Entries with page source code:

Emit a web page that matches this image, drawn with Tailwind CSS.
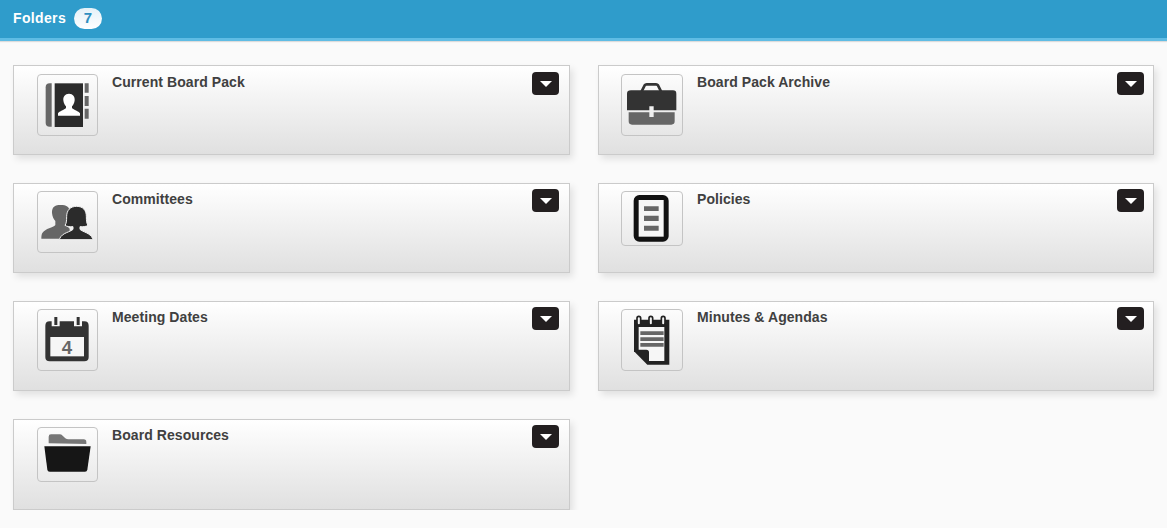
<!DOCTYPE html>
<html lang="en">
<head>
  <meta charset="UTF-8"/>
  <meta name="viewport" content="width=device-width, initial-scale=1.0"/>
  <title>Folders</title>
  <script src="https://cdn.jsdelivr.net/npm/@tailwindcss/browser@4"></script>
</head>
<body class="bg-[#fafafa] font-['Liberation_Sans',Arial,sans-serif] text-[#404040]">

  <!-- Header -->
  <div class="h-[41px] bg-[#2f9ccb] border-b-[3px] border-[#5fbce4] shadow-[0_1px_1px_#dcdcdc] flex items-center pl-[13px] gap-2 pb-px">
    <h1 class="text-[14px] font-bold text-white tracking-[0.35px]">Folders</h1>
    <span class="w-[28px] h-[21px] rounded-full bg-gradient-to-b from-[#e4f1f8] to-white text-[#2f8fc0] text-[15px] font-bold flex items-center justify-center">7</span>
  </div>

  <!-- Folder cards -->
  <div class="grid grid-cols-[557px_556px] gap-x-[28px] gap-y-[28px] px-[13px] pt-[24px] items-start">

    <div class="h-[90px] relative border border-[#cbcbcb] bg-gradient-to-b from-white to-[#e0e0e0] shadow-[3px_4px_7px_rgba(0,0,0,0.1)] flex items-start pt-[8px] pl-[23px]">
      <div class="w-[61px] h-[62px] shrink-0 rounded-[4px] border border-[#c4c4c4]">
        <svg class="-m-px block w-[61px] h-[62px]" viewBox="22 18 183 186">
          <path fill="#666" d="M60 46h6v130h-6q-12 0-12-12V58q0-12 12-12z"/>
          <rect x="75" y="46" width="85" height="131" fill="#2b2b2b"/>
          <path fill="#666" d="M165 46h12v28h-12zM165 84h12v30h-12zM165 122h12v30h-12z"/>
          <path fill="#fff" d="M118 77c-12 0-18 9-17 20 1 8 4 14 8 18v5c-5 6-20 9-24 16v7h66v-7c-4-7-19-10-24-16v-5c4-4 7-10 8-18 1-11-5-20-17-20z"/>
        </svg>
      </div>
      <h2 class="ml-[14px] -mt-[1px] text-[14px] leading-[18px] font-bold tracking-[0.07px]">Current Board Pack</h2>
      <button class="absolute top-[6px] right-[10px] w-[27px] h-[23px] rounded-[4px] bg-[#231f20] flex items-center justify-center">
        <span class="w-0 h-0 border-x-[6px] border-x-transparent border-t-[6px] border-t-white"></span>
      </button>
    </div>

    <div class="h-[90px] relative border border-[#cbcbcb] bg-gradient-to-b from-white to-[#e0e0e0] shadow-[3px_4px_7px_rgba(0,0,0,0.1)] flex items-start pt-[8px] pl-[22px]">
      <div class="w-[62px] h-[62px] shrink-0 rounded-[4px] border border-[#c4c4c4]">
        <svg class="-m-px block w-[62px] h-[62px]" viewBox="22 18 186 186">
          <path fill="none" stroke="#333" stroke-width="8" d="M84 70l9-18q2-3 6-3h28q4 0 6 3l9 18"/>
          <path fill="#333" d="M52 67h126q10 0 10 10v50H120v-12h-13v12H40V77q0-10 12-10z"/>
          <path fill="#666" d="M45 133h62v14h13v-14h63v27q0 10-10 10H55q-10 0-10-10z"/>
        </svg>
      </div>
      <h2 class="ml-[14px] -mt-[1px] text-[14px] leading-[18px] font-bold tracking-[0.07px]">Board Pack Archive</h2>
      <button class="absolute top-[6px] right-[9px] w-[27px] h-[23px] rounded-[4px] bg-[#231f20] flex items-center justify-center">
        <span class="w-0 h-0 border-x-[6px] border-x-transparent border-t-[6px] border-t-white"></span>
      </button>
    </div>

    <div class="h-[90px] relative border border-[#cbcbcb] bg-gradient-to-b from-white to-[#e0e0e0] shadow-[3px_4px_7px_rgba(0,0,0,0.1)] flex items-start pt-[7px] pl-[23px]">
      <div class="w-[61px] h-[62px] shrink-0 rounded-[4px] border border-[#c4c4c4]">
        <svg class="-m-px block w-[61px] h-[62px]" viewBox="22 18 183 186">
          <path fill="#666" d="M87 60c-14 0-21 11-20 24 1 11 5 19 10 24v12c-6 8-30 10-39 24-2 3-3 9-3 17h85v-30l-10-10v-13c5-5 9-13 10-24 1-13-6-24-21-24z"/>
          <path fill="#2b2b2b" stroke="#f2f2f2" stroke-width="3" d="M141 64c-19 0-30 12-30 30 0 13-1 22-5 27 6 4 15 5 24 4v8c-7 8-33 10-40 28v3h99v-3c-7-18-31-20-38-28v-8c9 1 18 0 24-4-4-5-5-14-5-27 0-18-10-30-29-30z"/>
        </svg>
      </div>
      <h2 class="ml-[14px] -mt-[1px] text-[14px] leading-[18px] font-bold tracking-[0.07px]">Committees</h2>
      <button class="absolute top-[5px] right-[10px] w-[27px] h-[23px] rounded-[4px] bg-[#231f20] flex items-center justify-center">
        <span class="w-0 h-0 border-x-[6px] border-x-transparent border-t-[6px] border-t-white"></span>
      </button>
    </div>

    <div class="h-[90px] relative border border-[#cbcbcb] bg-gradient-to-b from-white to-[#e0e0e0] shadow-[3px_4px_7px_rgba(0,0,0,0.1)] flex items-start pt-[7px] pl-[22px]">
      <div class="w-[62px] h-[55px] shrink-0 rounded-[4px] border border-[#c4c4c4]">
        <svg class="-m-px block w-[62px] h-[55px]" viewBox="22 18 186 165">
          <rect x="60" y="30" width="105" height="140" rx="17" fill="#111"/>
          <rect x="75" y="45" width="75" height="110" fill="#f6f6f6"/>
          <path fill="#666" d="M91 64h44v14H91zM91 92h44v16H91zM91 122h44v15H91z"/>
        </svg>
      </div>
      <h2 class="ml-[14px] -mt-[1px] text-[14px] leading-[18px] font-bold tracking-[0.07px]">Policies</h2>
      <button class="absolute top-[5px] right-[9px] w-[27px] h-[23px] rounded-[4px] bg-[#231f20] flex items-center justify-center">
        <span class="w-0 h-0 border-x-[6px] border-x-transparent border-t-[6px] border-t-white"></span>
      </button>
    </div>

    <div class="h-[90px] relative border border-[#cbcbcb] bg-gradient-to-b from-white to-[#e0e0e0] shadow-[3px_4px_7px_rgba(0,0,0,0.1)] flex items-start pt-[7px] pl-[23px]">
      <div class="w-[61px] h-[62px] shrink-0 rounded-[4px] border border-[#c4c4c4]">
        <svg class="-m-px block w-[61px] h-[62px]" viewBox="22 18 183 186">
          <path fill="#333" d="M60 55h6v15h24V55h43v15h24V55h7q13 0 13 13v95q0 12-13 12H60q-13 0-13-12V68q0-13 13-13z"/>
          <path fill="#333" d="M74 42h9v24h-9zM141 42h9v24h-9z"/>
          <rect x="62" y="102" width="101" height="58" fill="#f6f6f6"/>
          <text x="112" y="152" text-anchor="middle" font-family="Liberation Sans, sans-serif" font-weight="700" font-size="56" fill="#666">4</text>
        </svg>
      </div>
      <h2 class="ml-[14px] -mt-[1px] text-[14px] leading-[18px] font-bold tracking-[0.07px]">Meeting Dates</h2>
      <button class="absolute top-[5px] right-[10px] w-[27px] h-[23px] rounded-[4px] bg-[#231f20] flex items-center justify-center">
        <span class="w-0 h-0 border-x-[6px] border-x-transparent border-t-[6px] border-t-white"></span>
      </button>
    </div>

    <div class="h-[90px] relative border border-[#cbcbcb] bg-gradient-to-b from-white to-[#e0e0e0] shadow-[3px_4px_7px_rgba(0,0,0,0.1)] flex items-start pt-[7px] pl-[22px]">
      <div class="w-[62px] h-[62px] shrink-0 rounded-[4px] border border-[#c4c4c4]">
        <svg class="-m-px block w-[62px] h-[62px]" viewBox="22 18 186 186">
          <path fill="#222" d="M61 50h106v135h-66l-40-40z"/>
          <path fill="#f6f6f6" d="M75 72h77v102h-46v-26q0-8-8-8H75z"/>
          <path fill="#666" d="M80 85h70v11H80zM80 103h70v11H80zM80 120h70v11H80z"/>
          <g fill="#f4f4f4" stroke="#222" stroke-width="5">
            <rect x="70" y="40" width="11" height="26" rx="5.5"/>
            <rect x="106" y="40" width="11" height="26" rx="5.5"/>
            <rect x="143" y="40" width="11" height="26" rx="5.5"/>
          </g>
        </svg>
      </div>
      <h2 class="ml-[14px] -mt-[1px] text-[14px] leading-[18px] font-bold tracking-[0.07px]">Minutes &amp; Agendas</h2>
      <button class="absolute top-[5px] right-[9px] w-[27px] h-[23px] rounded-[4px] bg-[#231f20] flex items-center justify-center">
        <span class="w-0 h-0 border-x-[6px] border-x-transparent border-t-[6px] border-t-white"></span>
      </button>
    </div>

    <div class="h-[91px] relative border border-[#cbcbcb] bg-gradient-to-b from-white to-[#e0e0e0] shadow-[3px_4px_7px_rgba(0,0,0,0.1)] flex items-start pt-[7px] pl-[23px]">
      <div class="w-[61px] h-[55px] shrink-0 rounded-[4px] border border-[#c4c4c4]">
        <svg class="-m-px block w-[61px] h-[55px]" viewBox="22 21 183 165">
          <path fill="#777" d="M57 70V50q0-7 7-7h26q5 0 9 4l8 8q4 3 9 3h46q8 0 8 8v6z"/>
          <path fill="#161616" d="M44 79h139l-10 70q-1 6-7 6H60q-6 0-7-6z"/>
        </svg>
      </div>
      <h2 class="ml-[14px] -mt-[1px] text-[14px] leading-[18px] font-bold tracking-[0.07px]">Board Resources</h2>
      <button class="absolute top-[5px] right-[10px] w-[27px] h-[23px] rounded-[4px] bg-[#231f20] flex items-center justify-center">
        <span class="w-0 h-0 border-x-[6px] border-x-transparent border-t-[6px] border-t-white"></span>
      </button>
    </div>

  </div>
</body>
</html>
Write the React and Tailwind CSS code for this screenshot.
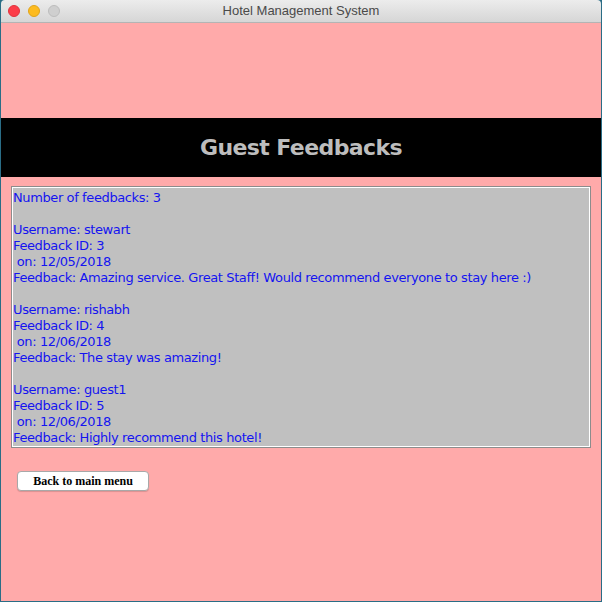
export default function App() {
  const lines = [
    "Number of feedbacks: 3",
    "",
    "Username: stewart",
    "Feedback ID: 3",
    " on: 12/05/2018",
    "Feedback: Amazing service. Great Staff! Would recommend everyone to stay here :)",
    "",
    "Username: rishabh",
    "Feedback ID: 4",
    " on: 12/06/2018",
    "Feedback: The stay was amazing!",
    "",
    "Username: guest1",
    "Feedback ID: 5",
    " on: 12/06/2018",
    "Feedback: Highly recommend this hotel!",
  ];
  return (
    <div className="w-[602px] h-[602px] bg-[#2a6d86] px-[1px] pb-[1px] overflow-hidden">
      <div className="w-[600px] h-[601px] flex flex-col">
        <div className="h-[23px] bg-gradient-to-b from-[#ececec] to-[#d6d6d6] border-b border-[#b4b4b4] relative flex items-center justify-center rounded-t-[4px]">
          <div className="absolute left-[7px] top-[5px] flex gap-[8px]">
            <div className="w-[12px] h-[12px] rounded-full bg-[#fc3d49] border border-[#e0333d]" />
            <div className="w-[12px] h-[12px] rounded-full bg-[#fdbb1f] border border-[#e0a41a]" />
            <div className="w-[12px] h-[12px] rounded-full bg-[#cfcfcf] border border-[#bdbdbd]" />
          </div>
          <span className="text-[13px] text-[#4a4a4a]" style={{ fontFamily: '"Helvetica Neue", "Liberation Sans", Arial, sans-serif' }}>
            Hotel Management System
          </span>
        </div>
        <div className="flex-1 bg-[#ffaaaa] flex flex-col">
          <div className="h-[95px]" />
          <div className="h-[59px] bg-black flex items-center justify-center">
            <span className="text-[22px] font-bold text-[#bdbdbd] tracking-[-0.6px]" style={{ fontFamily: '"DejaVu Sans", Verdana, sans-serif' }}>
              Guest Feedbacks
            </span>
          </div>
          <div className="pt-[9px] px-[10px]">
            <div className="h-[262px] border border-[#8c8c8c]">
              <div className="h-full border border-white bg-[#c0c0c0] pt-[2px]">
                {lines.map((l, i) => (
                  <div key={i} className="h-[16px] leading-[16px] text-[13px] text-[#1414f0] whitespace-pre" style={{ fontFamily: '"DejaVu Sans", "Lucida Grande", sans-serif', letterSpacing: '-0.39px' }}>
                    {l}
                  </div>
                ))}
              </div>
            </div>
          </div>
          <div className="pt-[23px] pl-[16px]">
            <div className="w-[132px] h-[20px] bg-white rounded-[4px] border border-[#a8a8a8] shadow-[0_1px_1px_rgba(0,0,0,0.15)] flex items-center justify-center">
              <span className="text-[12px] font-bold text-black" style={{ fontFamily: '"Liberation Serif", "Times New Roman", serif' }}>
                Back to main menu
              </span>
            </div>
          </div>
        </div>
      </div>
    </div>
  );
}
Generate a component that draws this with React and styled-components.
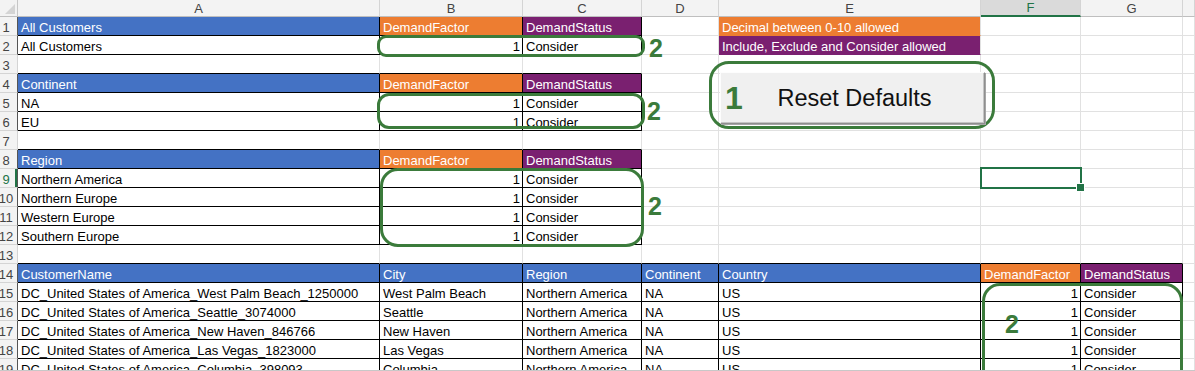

To do – The lines from the top of the data above through the one holding "grid-cols-[557px_556px] gap-x-[28px] gap-y-[28px]" are to be repeated exactly, and only those, with no pictures.

Written answer –
Emit a web page that matches this image, drawn with Tailwind CSS.
<!DOCTYPE html>
<html lang="en">
<head>
  <meta charset="UTF-8"/>
  <meta name="viewport" content="width=device-width, initial-scale=1.0"/>
  <title>Folders</title>
  <script src="https://cdn.jsdelivr.net/npm/@tailwindcss/browser@4"></script>
</head>
<body class="bg-[#fafafa] font-['Liberation_Sans',Arial,sans-serif] text-[#404040]">

  <!-- Header -->
  <div class="h-[41px] bg-[#2f9ccb] border-b-[3px] border-[#5fbce4] shadow-[0_1px_1px_#dcdcdc] flex items-center pl-[13px] gap-2 pb-px">
    <h1 class="text-[14px] font-bold text-white tracking-[0.35px]">Folders</h1>
    <span class="w-[28px] h-[21px] rounded-full bg-gradient-to-b from-[#e4f1f8] to-white text-[#2f8fc0] text-[15px] font-bold flex items-center justify-center">7</span>
  </div>

  <!-- Folder cards -->
  <div class="grid grid-cols-[557px_556px] gap-x-[28px] gap-y-[28px] px-[13px] pt-[24px] items-start">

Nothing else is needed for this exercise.